Input/Output: Data Link Messages: To Record or Not?

FAA's plan to require the onboard recording of data link messages is raising the blood pressure of an industry in shock from rising oil prices and the persistent aftereffects of 9/11. The proposal is just one of several potentially big ticket items in a recent notice of proposed rulemaking (NPRM), but it seems to be causing the most pain.

The plan comes as no surprise. The International Civil Aviation Organization (ICAO) introduced data link recording requirements in March 2001. All airplanes that must carry a cockpit voice recorder (CVR) and that will be using data link communications are required, according to ICAO, to record all data link communications, effective Jan. 1, 2007. FAA and the National Transportation Safety Board (NTSB) have discussed the issue for years, and avionics manufacturers have prepared for it.

FAA's proposal, unlike ICAO's requirement, is not a retrofit mandate, except for aircraft voluntarily equipped for data link communications two years from the effective date. It applies primarily to aircraft manufactured two years from the effective date. The question is, should FAA wait for a global consensus on the issue or set the agenda? A European mandate is not expected until 2009 or 2010. And the U.S. is not expected to support controller pilot data link communications (CPDLC) until some time between 2010 and 2012.
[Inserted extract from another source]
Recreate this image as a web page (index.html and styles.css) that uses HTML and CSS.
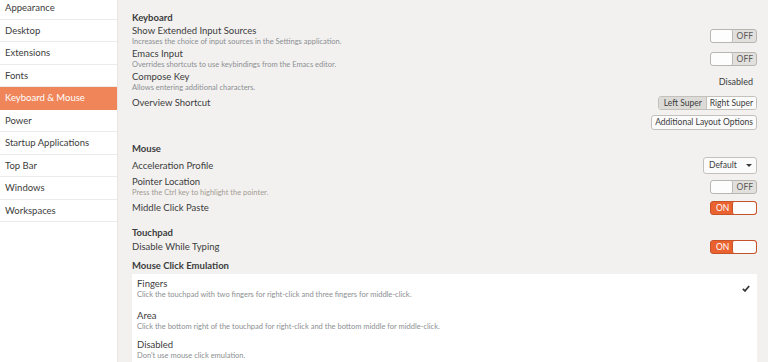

Although the airlines have known about the ICAO requirement, they are dismayed at the potential cost and impact on avionics architectures, the potential deterrent effect on data link-based air traffic control (ATC) services, and the rationale of recording information that one cannot prove the crew has read. (FAA did not adopt NTSB's call for cockpit video recording, which could perhaps address that issue.) The airlines want to roll back the ICAO requirement, while NTSB wants to accelerate it. A classic battle is brewing.

NTSB argues the case for message recording by analogy with voice recording, focusing on an end state of data link-based ATC services. It says: "the in-flight recording of data link communications presented to and transmitted by the flight crew will become as vital to future investigations as CVR information has proven to be." There is also the consideration that, if CVRs are going to be upgraded anyway, why not raise them to the preferred standard now?

But the requirement would change the business case for installing data link capabilities. Published airline and association comments on the NPRM suggest that FAA faces the following choice: to push for data link recording to aid accident investigators or to push for data link equipage to increase operational safety. Public, as well as private comments, urge such measures as reconsideration, improvement of ground recording systems, international consensus building and standards development, better incident reporting, and, at the least, more clarity in the requirement and more time to study the avionics costs and consequences.

To put it bluntly, the airlines wonder whether the cost of compliance is worth the benefit from ATC communications. And will data link recording necessarily increase safety?

The International Air Transport Association (IATA) questions whether the safety case for message recording has been fully made. It adds that "the potential safety benefits are not quantified in a way which could justify the high cost to comply." Furthermore, the industry lacks a "precise definition of what needs to be recorded," preventing the development of "an overall general architecture applicable to all aircraft types."

The Association of Asia Pacific Airlines (AAPA) suggests reliance on alternate means, such as ground-based recordings. AAPA would postpone the compliance date until uniform, global requirements and standards are available. The counterargument from regulators is the difficulty they have had in extracting data from foreign-based data centers.

Should FAA push ahead with the proposal as is, delay implementation until better economic times, engage with industry to find a compromise, or scrap the idea for the present until the full operational impact of data link ATC services is understood? Confronted with strong arguments on both sides, the agency faces a tough choice.